To note, some days before our visit it was Eli Isayev, the acting Chechen Prime Minister, who gave over such notifications in front of running cameras to 8 families. Already the next day those families were packed into trucks and brought to Chechnya, after having been rushed to say the least.

- Closure of schools, dismissal of teachers

The director of the camp school of ‘Satsita’ was officially informed that the school would be closed as of March, 1, 2004. This despite the fact that there were still at least 2,500 persons in the camp as of this date, and it was in the middle of the academic year.

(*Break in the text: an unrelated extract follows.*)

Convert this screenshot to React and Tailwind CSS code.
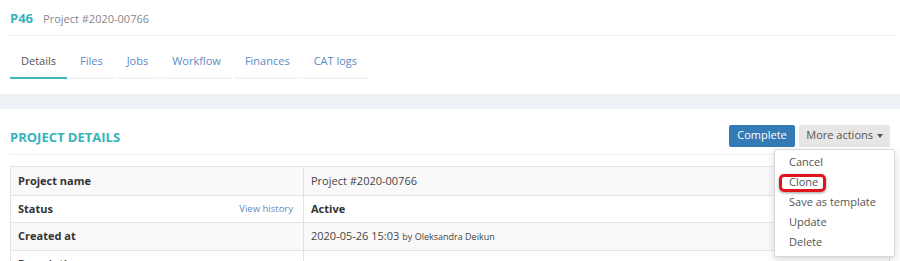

The principal has refused to abide by the orders.33



Conclusions

  • The security situation in Chechnya has to be considerably improved, so that the returnees (and the rest of the population in Chechnya) would not have to fear for their safety. The practice of extra-judicial killings, arbitrary detention, including in unofficial places of detention, torture and mistreatment as means of gathering information about Chechen insurgents, for extorting ransom, or simply to intimidate, have to stop altogether, in Chechnya as well as in Ingushetia. The months of March and September 2003, preceding the Referendum on the Chechen Constitution and the October 5 Presidential Election, have shown that for example the situation with the disappearances can be brought under control if there is strong enough political will.

  • Measures should be taken to ensure rigorous investigation into all cases of illegal detainment and abduction of inhabitants of Chechnya by all federal and republican agencies. Relatives of the detained should receive information about the detainees and reasons of detention.